The three volumes present distinct methodological approaches to the enduring challenge of rendering Platonic political thought more accessible. The volume on the Gorgias edited by Machek and Mikeš largely emphasises – through the majority of its contributions – that the ‘true politics’ proposed by Socrates in the dialogue is fundamentally tied to Socratic dialogue and the elenctic education staged within the dialogues themselves. Han’s monograph engages the founder of the Academy in conversation with postmodern theories, tracing the subtle connections between contemporary ideas and Plato’s thought, thereby highlighting its topicality. Finally, Balot’s analysis of the Laws interprets Plato’s final dialogue as conveying a message that, while pessimistic, remains tinged with hope: though acknowledging the limitations of both humanity and legislation, it does not deny the continuous search for more robust political and philosophical foundations.

Despite these differences (and some points of criticism) the three volumes represent a significant contribution to Platonic scholarship, demonstrating how Plato can be read beyond the currently prevailing analytical ‘exegetical paradigm’. Furthermore, they are part of a broader revival of interest in Plato’s political philosophy, which has been unfolding since the start of this decade – as evidence of this trend, two volumes on the Laws have been published in the last three years (J. Pfefferkorn, Platons tanzende Stadt. Moralpsychologie und Chortanz in den Nomoi [2023]; L. Walmsley and S. Delcomminette [edd.], Pathos kai Nomos – Le traitement des affections dans les Lois de Platon [2025]).
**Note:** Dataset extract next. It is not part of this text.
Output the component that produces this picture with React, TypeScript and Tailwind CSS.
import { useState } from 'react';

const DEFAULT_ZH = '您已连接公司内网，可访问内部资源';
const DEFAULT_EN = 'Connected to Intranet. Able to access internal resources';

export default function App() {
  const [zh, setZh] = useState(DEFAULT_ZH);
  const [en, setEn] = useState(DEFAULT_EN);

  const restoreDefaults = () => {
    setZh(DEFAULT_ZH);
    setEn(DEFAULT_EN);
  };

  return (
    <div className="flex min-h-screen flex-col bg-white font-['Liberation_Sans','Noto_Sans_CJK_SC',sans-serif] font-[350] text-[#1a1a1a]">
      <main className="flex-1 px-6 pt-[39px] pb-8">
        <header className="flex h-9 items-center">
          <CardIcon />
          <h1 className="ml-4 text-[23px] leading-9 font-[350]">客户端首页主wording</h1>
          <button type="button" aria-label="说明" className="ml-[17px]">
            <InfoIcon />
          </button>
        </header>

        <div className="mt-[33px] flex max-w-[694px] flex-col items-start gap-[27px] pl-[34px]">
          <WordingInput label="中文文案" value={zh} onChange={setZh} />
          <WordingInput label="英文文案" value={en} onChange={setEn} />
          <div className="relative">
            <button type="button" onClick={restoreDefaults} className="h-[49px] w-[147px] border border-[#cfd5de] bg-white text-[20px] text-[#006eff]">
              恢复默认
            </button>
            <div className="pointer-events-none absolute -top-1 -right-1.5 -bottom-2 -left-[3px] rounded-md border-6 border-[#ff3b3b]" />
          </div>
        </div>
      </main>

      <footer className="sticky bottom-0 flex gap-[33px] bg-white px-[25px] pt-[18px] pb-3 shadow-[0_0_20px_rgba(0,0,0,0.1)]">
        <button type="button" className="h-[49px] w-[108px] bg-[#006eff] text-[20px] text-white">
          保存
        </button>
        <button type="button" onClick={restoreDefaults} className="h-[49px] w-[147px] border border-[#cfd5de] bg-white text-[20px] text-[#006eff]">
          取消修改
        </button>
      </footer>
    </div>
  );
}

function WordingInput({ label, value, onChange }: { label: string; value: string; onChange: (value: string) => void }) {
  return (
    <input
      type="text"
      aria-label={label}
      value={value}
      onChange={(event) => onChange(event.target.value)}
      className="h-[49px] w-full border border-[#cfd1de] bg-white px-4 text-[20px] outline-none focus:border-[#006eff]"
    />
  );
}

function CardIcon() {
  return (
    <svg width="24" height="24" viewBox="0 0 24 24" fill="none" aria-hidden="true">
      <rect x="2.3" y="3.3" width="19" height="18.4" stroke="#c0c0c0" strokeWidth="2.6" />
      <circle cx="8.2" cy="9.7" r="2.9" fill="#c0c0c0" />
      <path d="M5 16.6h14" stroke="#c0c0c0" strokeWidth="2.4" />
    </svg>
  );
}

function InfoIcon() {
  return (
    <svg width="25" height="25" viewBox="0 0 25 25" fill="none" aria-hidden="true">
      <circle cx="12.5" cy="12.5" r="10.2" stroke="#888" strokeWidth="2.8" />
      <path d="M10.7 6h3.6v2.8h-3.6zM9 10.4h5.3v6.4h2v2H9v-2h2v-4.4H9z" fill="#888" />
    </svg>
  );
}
This plurality should not be understood as an invitation to present – as Han does, apparently to justify her approach – a reader’s own version of Plato (p. 28). Rather, it is inherent in Plato’s dialogues. Indeed, the interpretative openness of Plato’s philosophy is already evidenced in the well-known anecdote reported by Olympiodorus in his commentary on the First Alcibiades: on his deathbed, Plato dreamed of being a swan beyond the reach of hunters, and Simmias interpreted this dream as emblematic of the dialogues’ inherent elusiveness (Olympiodorus, in Alc. 2.155–62).